Kenny Chesney releases his sixth studio album, No Shoes, No Shirt, No Problems. Featuring five Top 10 country singles, including the hit title track, it's his first album to top both the Country and Billboard 200 charts.

By the time he releases No Shoes, No Shirt, No Problems, Chesney is a familiar presence on the Country charts but hasn't yet entered the ranks of superstardom. That all changes when the album's singles start rolling out.
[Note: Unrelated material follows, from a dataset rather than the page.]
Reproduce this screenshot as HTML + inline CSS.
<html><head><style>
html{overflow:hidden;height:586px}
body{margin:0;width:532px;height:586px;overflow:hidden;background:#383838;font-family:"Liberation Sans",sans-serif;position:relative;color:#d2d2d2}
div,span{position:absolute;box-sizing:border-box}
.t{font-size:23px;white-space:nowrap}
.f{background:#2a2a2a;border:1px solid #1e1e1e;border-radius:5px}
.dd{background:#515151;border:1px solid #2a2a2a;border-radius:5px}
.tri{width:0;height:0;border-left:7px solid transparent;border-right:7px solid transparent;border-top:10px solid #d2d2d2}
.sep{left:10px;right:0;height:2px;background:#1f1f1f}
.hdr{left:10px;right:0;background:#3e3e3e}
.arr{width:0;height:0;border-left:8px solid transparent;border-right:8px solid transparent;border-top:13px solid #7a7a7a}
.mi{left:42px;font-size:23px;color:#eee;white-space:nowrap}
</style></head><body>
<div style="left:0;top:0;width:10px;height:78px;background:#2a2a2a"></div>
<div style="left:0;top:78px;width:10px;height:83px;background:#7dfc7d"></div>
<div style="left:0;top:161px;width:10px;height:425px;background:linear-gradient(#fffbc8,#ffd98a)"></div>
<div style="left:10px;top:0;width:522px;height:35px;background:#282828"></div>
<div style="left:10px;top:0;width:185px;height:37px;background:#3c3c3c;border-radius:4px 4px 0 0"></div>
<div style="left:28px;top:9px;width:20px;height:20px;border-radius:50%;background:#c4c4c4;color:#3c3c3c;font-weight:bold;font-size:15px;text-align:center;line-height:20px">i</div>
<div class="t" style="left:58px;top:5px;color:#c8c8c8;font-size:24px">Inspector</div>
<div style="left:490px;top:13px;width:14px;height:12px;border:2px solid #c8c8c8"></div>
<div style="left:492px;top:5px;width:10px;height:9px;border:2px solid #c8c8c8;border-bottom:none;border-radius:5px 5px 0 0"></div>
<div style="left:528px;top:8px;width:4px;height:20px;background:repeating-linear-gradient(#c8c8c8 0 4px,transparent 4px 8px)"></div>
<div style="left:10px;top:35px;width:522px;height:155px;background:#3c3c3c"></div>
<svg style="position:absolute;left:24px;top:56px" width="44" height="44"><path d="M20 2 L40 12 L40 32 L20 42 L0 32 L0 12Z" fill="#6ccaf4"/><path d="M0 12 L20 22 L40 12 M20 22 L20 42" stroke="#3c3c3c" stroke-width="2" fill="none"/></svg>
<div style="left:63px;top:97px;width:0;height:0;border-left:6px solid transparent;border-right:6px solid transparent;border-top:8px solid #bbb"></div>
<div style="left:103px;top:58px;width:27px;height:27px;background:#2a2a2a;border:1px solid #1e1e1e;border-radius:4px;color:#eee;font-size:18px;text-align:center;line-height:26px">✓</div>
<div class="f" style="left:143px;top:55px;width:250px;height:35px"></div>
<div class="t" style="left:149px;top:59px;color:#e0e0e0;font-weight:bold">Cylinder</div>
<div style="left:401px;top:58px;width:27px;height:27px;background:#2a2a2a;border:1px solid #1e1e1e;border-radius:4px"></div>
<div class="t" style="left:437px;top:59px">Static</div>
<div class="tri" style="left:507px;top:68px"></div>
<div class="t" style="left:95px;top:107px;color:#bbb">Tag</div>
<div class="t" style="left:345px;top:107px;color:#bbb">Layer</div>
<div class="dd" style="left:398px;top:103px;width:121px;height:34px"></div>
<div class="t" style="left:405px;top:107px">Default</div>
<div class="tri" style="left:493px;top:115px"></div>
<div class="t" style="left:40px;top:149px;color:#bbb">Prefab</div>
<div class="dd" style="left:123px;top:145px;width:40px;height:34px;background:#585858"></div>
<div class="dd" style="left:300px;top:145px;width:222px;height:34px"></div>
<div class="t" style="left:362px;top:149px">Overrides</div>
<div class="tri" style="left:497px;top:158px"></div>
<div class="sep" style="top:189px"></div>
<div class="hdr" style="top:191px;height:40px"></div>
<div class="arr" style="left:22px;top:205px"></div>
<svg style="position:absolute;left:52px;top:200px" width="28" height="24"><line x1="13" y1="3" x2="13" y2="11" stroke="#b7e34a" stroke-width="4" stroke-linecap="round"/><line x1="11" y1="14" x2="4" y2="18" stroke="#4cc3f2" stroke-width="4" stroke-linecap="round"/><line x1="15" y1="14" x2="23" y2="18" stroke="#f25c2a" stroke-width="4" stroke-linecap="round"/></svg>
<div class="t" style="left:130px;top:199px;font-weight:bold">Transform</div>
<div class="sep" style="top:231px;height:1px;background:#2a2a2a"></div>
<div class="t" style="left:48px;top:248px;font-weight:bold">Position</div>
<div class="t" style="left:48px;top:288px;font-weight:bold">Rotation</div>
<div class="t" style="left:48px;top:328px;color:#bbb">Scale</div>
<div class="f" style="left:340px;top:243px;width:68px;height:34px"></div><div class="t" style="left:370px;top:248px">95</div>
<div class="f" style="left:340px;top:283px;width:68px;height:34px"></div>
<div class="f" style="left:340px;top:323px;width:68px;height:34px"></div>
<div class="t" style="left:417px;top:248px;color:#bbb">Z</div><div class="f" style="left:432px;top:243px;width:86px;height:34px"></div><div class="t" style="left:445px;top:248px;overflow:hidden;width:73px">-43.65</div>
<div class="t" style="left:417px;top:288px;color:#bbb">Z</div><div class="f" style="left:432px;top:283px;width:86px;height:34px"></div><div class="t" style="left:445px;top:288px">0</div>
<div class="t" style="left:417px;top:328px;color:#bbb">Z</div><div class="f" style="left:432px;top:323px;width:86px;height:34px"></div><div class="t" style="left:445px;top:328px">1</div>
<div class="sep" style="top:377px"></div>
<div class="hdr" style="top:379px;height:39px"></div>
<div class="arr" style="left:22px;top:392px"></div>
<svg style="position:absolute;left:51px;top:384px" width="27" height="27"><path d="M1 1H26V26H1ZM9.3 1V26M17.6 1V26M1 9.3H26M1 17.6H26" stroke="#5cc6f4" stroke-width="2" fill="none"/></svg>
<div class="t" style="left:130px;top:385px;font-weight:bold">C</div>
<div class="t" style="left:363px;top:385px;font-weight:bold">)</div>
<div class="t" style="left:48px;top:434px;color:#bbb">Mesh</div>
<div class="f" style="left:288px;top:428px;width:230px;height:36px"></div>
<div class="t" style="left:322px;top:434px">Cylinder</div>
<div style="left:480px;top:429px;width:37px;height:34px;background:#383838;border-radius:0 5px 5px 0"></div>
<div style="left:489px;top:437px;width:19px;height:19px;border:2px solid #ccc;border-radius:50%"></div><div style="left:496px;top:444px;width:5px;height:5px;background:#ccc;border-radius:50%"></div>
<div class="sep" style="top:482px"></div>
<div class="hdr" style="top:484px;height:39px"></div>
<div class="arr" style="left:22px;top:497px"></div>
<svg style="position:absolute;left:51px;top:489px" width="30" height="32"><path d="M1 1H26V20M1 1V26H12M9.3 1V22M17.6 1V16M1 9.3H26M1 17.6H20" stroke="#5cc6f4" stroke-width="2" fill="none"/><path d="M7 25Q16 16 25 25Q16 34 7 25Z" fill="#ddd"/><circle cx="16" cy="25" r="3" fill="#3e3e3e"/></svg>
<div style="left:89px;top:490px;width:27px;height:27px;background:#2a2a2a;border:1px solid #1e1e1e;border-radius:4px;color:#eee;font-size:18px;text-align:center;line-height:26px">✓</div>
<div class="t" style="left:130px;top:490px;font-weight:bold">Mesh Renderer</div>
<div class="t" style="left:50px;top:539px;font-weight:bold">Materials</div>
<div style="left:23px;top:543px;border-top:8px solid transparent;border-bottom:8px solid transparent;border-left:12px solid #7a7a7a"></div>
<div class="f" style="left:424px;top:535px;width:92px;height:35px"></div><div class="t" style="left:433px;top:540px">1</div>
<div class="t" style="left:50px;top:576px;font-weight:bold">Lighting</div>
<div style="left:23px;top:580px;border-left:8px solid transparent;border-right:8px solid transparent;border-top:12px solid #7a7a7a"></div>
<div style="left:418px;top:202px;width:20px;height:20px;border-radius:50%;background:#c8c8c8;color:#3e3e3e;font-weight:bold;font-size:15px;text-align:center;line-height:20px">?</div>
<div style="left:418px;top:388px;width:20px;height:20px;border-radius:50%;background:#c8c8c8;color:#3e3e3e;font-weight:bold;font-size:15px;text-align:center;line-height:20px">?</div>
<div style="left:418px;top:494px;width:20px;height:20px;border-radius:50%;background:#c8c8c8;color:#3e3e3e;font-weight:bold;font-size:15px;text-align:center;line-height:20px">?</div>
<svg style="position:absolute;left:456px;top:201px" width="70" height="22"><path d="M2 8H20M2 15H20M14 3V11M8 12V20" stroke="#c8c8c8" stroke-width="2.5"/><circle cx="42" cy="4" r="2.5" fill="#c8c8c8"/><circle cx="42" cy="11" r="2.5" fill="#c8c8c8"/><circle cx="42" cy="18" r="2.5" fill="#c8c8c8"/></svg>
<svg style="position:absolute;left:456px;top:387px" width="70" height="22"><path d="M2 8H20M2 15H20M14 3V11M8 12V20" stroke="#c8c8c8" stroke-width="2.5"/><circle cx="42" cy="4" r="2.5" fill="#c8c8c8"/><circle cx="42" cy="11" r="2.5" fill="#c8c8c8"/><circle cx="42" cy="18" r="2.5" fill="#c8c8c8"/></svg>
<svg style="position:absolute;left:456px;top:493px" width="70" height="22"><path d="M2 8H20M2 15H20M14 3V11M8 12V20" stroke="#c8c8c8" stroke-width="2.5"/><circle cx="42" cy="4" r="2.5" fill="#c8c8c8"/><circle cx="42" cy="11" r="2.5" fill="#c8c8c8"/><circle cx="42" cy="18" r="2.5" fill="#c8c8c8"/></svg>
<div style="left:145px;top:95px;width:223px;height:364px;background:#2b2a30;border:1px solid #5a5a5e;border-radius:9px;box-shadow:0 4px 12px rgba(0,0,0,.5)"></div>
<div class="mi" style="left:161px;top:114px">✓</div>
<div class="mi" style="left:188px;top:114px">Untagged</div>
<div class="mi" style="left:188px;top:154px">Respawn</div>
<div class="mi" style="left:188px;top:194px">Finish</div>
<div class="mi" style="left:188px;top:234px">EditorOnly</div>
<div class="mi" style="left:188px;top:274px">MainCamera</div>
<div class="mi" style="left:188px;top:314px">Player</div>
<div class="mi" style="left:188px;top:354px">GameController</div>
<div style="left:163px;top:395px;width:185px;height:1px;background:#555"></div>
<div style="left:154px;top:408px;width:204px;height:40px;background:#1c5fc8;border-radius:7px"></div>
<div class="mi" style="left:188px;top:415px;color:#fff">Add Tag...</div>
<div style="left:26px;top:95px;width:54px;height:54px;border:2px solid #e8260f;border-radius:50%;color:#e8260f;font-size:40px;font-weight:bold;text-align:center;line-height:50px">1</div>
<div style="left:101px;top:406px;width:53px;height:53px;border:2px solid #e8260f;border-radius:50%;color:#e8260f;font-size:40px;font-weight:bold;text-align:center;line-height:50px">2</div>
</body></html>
The songs represent the different facets of his music: "Young" is a light-hearted reminiscence of adolescence; "The Good Stuff" is a bittersweet ballad about cherishing the important things in life before it's too late; "Big Star" is a fairy tale about a small-town girl's rise to fame; "A Lot Of Things Different," written by Dean Dillon, is a wistful reflection on what might have been; "No Shoes, No Shirt, No Problems" is a sun-and-sand daydream in the vein of Jimmy Buffett. The latter song, penned by Casey Beathard, coincidentally mirrored a lot of the emotions Chesney was feeling as his star was on the rise and he found himself escaping to the Virgin Islands. When it hits the radio at the end of May, the song taps into the restless spirit of workers who are worn down by the daily grind and ready for a much-needed vacation. The single is a crossover hit, peaking at #2 on the Country chart and #28 on the Hot 100. The album is also a huge sensation and makes Chesney a bonafide star. In addition to hitting #1 on the Country chart and the genre-spanning Billboard 200, it earns a quadruple-platinum certification with more than four million copies sold. The success sparks a hot streak that never cools off as Chesney's albums regularly hit the apex on both charts for the next two decades.